Petitioner, a nonparty defense witness in the personal injury action below, seeks certiorari review of an order imposing sanctions against him for discovery violations. The order awards the plaintiff attorney's fees and costs incurred (to be paid by petitioner) as a result of the petitioner's refusal to answer questions during his deposition and his failure to appear for re-deposition. The order expressly stated that it was not holding the petitioner in contempt and includes no finding that the petitioner's disobedience was wilful. After the petition was filed, the trial court entered an order setting the amount of the costs and attorney's fees to be paid by the petitioner in accordance with the order under review, pending the outcome of these proceedings on the petition. We grant the petition and quash both orders, concluding that the trial court departed from the essential requirements of the law in ordering sanctions against a nonparty for a discovery violation in the absence of a finding of contempt.
Rule 1.380(b)(1), Florida Rules of Civil Procedure (1994), provides for sanctions in the event that a nonparty deponent fails to comply with an order of the court requiring him to be sworn or to answer questions:
If a deponent fails to be sworn or to answer a question after being directed to do so by the court, the failure may be considered a contempt of the court.[ ]
The rule does not expressly provide for the imposition of any other type of sanction if (as is the ease here) the deponent is found not to be in contempt. The sanctions available under subsection (b)(2) of the rule are limited in their application to the parties or their agents. The petitioner argues that in the absence of a finding of contempt, the rule does not authorize any sanctions against a nonparty deponent. Our research did not reveal any Florida case that interprets subsection (b)(1) of the rule.
In Florida Physicians Insurance Reciprocal v. Balitan, 436 So.2d 1110 (Fla. 4th DCA 1983), which admittedly dealt with a different subsection of rule 1.380(b), this court concluded that trial courts are limited to imposing those sanctions that are expressly provided for in the rule. Under this rationale, the sole sanction available for a nonparty deponent's failure to obey an order compelling his deposition is contempt. This result is compatible with M.S.S. v. DeMaio, 503 So.2d 1384, 1386 (Fla. 5th DCA 1987), in which the Fifth District Court of Appeal quashed an order that dismissed a minor's complaint (a subsection (b)(2) sanction) due to her nonparty parent's refusal to answer certain questions during their depositions. The court cautioned that the only sanction available was to find the parents in contempt under rule 1.380(b)(1).
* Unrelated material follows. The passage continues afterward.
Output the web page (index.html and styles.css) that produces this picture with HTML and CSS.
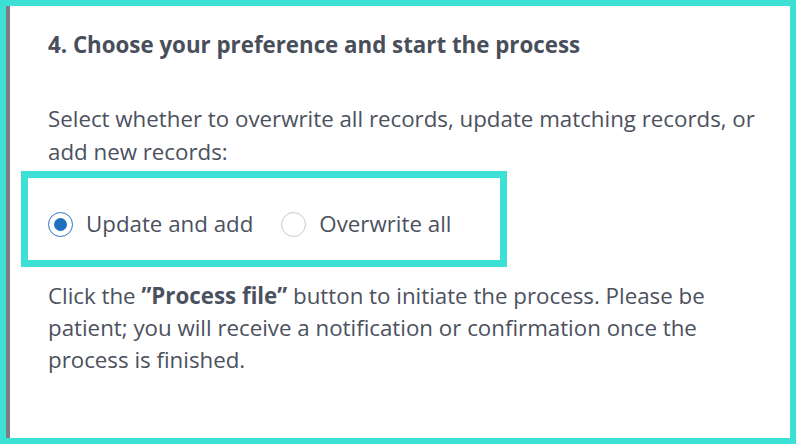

Because the order below does not comply with the terms of rule 1.380(b)(1), insofar as it imposes a sanction on a nonparty after refusing to find that nonparty in contempt, it constitutes a departure from the essential requirements of the law and must be quashed on certiorari review. In re Eisenberg, 466 So.2d 1221, 1223 (Fla. 4th DCA 1985) (probate rules); State v. Battle, 302 So.2d 782, 783 (Fla. 3d DCA 1974) (rules of criminal procedure).
DELL, C.J., and GLICKSTEIN, J., concur.
FARMER, J., concurs specially with opinion.
. Even if the issue was not yet ripe when the petition was filed, that defect was cured when the trial court entered the order setting the amount of the award. The situation is analogous to that encountered in Dobrick v. Discovery Cruises, Inc., 581 So.2d 645 (Fla. 4th DCA 1991), where this court held that instead of dismissing as premature appeals from orders granting motions to dismiss, the appellants would be allowed to seek an appealable order of dismissal. But in this case, no action by this court was required, the defect was cured prior to issuance of the show cause order.
. The petitioner was ordered to resubmit to deposition and to answer all questions posed. His failure to appear for this re-deposition was the basis for the sanctions imposed in the order under review.
.The Committee Notes to rule 1.380 state that the rule was derived from Federal Rule of Civil Procedure 37, which contains the same distinctions between "deponents" and "parties" in its sanction provisions. In Miller v. Transamerican Press, Inc., 709 F.2d 524, 531 (9th Cir.1983), the court explained that the contempt provisions of rule 37(b)(1), the equivalent of Florida's rule 1.380(b)(1), was the only sanction against a non-party deponent that was available to the court.